By offering Febs a choice, those who want to study languages with beginning courses offered only in the fall would have an easier time of learning the language.

At the same time, Moss thinks that the Feb program offers students a unique advantage.

"I appreciate students who have taken some kind of break before college and done something interesting, as opposed to just falling into the lockstep sequence of high school, college, grad school, etc.," he said. "We don't have many non-traditional students at Middlebury, and Febs are kind of non-traditional because of that semester."

Following the recommendations outlined in the Strategic Plan, the College will make the February admissions program optional for first-year students, a move already visible in this year's Feb Class and one that will help lower the number of Febs over a three or four-year period.

The change means that potential Febs who were not offered the choice of when to matriculate in the past will now have to make a decision: should they wait six months and use the opportunity to take a semester off, or should they matriculate in the fall, when they can more easily take courses in the sequence required for a particular major?

According to Alison Byerly, vice president for academic affairs, the main goal of the change was to offer Febs the choice, though it will also mean a reduction in the size of the Feb class.

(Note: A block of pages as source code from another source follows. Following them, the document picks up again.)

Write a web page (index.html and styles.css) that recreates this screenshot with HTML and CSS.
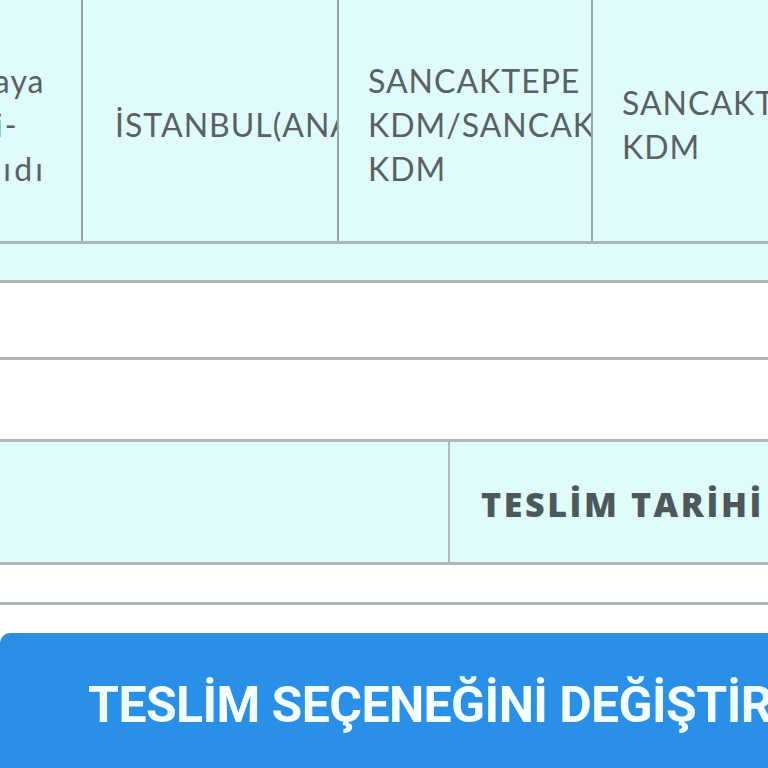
FILE: index.html
```html
<!DOCTYPE html>
<html lang="tr">
<head>
<meta charset="utf-8">
<title>Teslim</title>
<link rel="stylesheet" href="styles.css">
</head>
<body>
<div class="sheet">
  <div class="row row-top">
    <div class="cell c1"><span class="lines"><span class="l1">Kasaya</span><br><span class="l2">Telli-</span><br><span class="l3">Kâğıdı</span></span></div>
    <div class="cell c2">İSTANBUL(ANADOLU)</div>
    <div class="cell c3">SANCAKTEPE KDM/SANCAKTEPE KDM</div>
    <div class="cell c4">SANCAKTEPE KDM</div>
  </div>
  <div class="row row-strip"></div>
  <div class="row row-blank1"></div>
  <div class="row row-blank2"></div>
  <div class="row row-head">
    <div class="cell h1"></div>
    <div class="cell h2">TESLİM TARİHİ</div>
  </div>
  <div class="row row-blank3"></div>
  <div class="gap"></div>
  <button class="change-btn">TESLİM SEÇENEĞİNİ DEĞİŞTİR</button>
</div>
</body>
</html>
```

FILE: styles.css
```css
* { box-sizing: border-box; }
html, body {
  margin: 0;
  padding: 0;
  width: 768px;
  height: 768px;
  overflow: hidden;
  background: #ffffff;
}
.sheet {
  width: 1100px;
  margin-left: -170px;
  font-family: "Lato", "Open Sans", sans-serif;
  color: #596163;
}
.row {
  display: flex;
  border-bottom: 3px solid #b0b6b6;
}
.row-top {
  height: 244px;
  background: #e0fcfa;
}
.cell {
  display: flex;
  align-items: center;
  overflow: hidden;
  padding: 0 30px;
}
.c1, .c2, .c3, .c4 {
  font-size: 32px;
  line-height: 44px;
  letter-spacing: 1px;
  padding-top: 8px;
}
.c1 { width: 251px; padding-left: 110px; }
.c2 { width: 256px; border-left: 2px solid #9aa4a4; padding-left: 32px; }
.c3 { width: 254px; border-left: 2px solid #9aa4a4; padding-left: 29px; }
.c4 { width: 339px; border-left: 2px solid #9aa4a4; padding-left: 29px; }
.c2 { white-space: nowrap; }
.lines { white-space: nowrap; }
.l2 { letter-spacing: 2px; }
.l3 { letter-spacing: 3.2px; }
.row-strip { height: 39px; background: #e0fcfa; }
.row-blank1 { height: 77px; }
.row-blank2 { height: 82px; }
.row-head { height: 123px; background: #e0fcfa; }
.h1 { width: 618px; }
.h2 {
  flex: 1;
  border-left: 2px solid #b2baba;
  padding-left: 31px;
  padding-top: 4px;
  font-family: "Open Sans", "Lato", sans-serif;
  font-weight: 800;
  font-size: 34px;
  letter-spacing: 2.6px;
  color: #4d585b;
  white-space: nowrap;
}
.row-blank3 { height: 40px; }
.gap { height: 28px; }
.change-btn {
  display: block;
  width: 1000px;
  height: 160px;
  margin-left: 170px;
  border: 0;
  border-radius: 10px;
  background: #2a8fe6;
  color: #f2feff;
  font-family: "Roboto", "Liberation Sans", sans-serif;
  font-weight: 700;
  font-size: 50px;
  letter-spacing: -0.6px;
  text-align: left;
  padding: 0 0 16px 88px;
}
```
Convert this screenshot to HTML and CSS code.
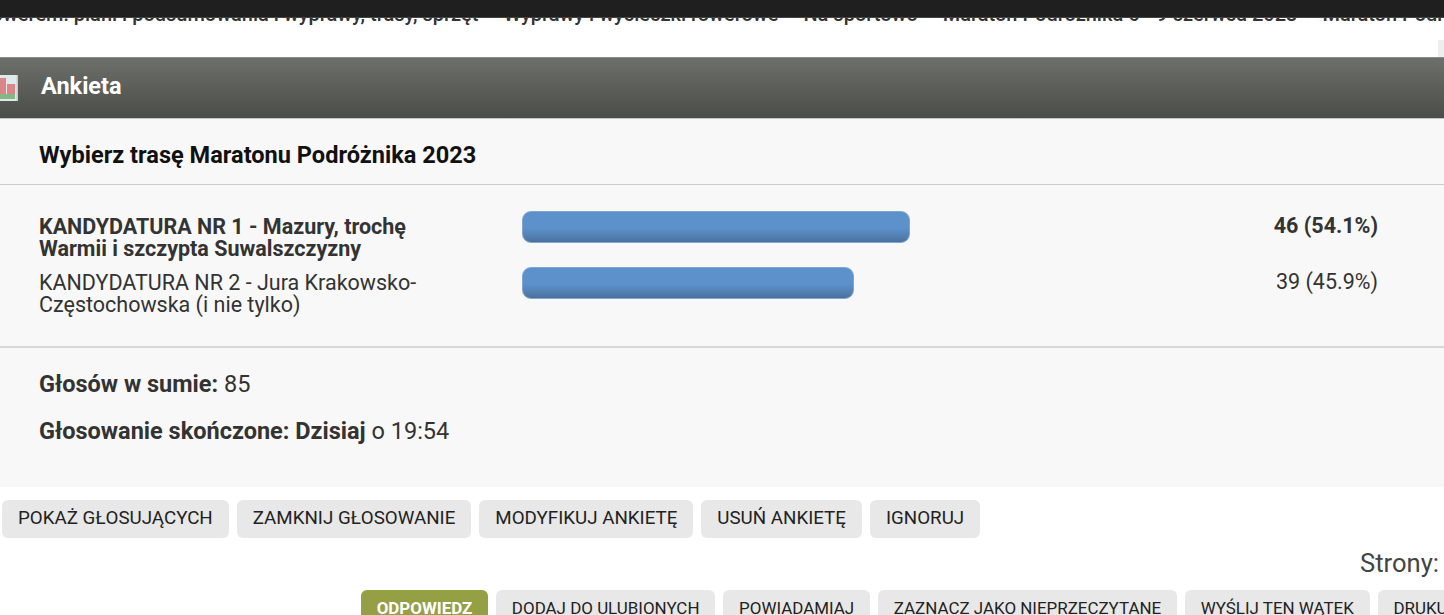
FILE: index.html
```html
<!DOCTYPE html>
<html lang="pl">
<head>
  <meta charset="UTF-8" />
  <meta name="viewport" content="width=device-width, initial-scale=1.0"/>
  <title>Ankieta</title>
  <link rel="stylesheet" href="styles.css">
</head>
<body>

<div class="topbar"></div>

<div class="crumbs">
  <div class="crumbs-inner">
    <span>Rowerem: plani i podsumowania i wyprawy, trasy, sprzęt</span>
    <span>Wyprawy i wycieczki rowerowe</span>
    <span>Na sportowo</span>
    <span>Maraton Podróżnika 6 - 9 czerwca 2023</span>
    <span>Maraton Podróżnika</span>
  </div>
  <div class="scroll-nub"></div>
</div>

<section class="poll">
  <h3 class="poll-head">
    <svg class="poll-icon" width="20" height="26" viewBox="0 0 20 26">
      <rect x="0" y="0" width="20" height="26" fill="#dfe9ec"/>
      <rect x="0" y="3" width="8" height="18" fill="#dc8587"/>
      <rect x="9" y="9" width="8" height="12" fill="#dc8587"/>
      <rect x="0" y="19" width="17" height="5" fill="#86b886"/>
      <rect x="18.5" y="0" width="1.5" height="26" fill="#c3cbcc"/>
    </svg>
    <span class="poll-title">Ankieta</span>
  </h3>

  <div class="poll-body">
    <h4 class="poll-question">Wybierz trasę Maratonu Podróżnika 2023</h4>

    <div class="poll-options">
      <div class="option winner">
        <div class="option-label">KANDYDATURA NR 1 - Mazury, trochę Warmii i szczypta Suwalszczyzny</div>
        <div class="option-track"><div class="bar" style="width: 388px"></div></div>
        <div class="option-votes">46 (54.1%)</div>
      </div>
      <div class="option">
        <div class="option-label">KANDYDATURA NR 2 - Jura Krakowsko-Częstochowska (i nie tylko)</div>
        <div class="option-track"><div class="bar" style="width: 332px"></div></div>
        <div class="option-votes">39 (45.9%)</div>
      </div>
    </div>

    <div class="poll-summary">
      <p><b>Głosów w sumie:</b> 85</p>
      <p><b>Głosowanie skończone: Dzisiaj</b> o 19:54</p>
    </div>
  </div>
</section>

<div class="poll-buttons">
  <a class="btn">Pokaż głosujących</a>
  <a class="btn">Zamknij głosowanie</a>
  <a class="btn">Modyfikuj ankietę</a>
  <a class="btn">Usuń ankietę</a>
  <a class="btn">Ignoruj</a>
</div>

<div class="pages">Strony:</div>

<div class="thread-buttons">
  <a class="btn btn-small btn-reply">Odpowiedz</a>
  <a class="btn btn-small">Dodaj do ulubionych</a>
  <a class="btn btn-small">Powiadamiaj</a>
  <a class="btn btn-small">Zaznacz jako nieprzeczytane</a>
  <a class="btn btn-small">Wyślij ten wątek</a>
  <a class="btn btn-small">Drukuj</a>
</div>

</body>
</html>
```

FILE: styles.css
```css
html, body {
  height: 615px;
  overflow: hidden;
}

body {
  font-family: Roboto, "Liberation Sans", sans-serif;
  background: #fff;
  color: #333;
  margin: 0;
  padding: 0;
}

.topbar {
  height: 17px;
  background: #1f1f1f;
  border-bottom: 1px solid #444;
}

.crumbs {
  height: 39px;
  position: relative;
  overflow: hidden;
}

.crumbs-inner {
  display: flex;
  gap: 25px;
  margin-top: -15px;
  margin-left: -21px;
  white-space: nowrap;
  font-size: 20px;
  font-weight: 500;
  line-height: 22px;
  color: #333;
}

.scroll-nub {
  position: absolute;
  right: 0;
  top: 22px;
  width: 6px;
  height: 17px;
  background: #eee;
}

.poll-head {
  display: flex;
  align-items: center;
  gap: 23px;
  height: 62px;
  margin: 0;
  box-sizing: border-box;
  border-top: 1px solid #8a8c88;
  border-bottom: 1px solid #c4c4c4;
  background: linear-gradient(#6d6f6a, #4b4d49);
  color: #fff;
  font-size: 23.5px;
  font-weight: 700;
}

.poll-title {
  padding-bottom: 4px;
}

.poll-icon {
  margin-left: -2px;
}

.poll-body {
  background: #f8f8f8;
}

.poll-question {
  margin: 0;
  padding: 6px 39px 0;
  height: 66px;
  display: flex;
  align-items: center;
  box-sizing: border-box;
  border-bottom: 1px solid #ccc;
  color: #111;
  font-size: 23.55px;
  font-weight: 700;
}

.poll-options {
  padding: 26px 66px 23px 39px;
  border-bottom: 2px solid #d8d8d8;
}

.option {
  display: flex;
  align-items: flex-start;
  height: 56px;
  font-size: 21.5px;
  line-height: 22px;
}

.option-label {
  width: 386px;
  margin-top: 5px;
  flex: none;
  margin-right: 97px;
}

.winner .option-label,
.winner .option-votes {
  font-weight: 700;
}

.option-track {
  flex: 1;
}

.bar {
  height: 32px;
  border-radius: 9px;
  background: linear-gradient(#5c91cb 0%, #5c91cb 55%, #4c719d 100%);
  border: 1px solid #7fa6d3;
  box-sizing: border-box;
}

.option-votes {
  margin-top: 4px;
  text-align: right;
  white-space: nowrap;
}

.poll-summary {
  padding: 13px 39px 32px;
  font-size: 23.5px;
  color: #333;
}

.poll-summary p {
  margin: 0;
  height: 47px;
  line-height: 47px;
}

.poll-buttons {
  display: flex;
  gap: 8px;
  margin: 13px 0 0 2px;
}

.btn {
  display: block;
  padding: 0 16px;
  height: 38px;
  line-height: 36px;
  background: #e8e8e8;
  border-radius: 6px;
  font-size: 18.75px;
  color: #222;
  text-transform: uppercase;
  white-space: nowrap;
}

.pages {
  margin-top: 10px;
  padding-right: 5px;
  text-align: right;
  font-size: 25.6px;
  line-height: 30px;
  color: #444;
}

.thread-buttons {
  display: flex;
  gap: 8px;
  margin: 12px 0 0 361px;
}

.btn-small {
  font-size: 16.95px;
  padding: 0 15.8px;
  flex: none;
}

.btn-reply {
  background: #95a044;
  color: #fff;
  font-weight: 700;
  padding: 0 15.7px;
}
```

"I think the recommendation in the Strategic Plan that we work towards reducing the Feb program reflects a desire to make it completely voluntary," she wrote in an e-mail. "Students who would like to defer a semester can begin midyear, but students who might otherwise have to wait until February [can be] admitted as part of the class entering in September."

The administration hopes that once offered a choice, most prospective students who would have been admitted as Febs will opt to matriculate in the fall, because the program "no longer offers a structural benefit to the College, though it may offer personal benefit to individual students," according to the Strategic Plan. Eventually, the number of Febs is expected to fall to between 60 and 70 students, down from around 110 in the past five years.

Other faculty members, including those in some foreign language departments, expressed their equivocation about offering Febs a choice.

With the Feb program becoming optional, Byerly pointed out that the college may seek to make a distinction between students who started in February and those who started in September.

"I suppose it's possible that over time, if the number of February admits becomes smaller, we might stop describing it as a distinctive program, and might eventually have a process for midyear admission that is not very different from the way in which transfer students are handled here and at other institutions," she wrote.

For now, though, those who chose to start in February will continue to be called Febs. The College hopes that after having chosen this option instead of simply being notified by the Office of Admissions of their Feb status, February matriculants will be more content, according to Associate Dean of Admissions Karen Guttentag.

"Only designating as Febs those students who deliberately select that experience should make for a high level of Feb satisfaction," she said.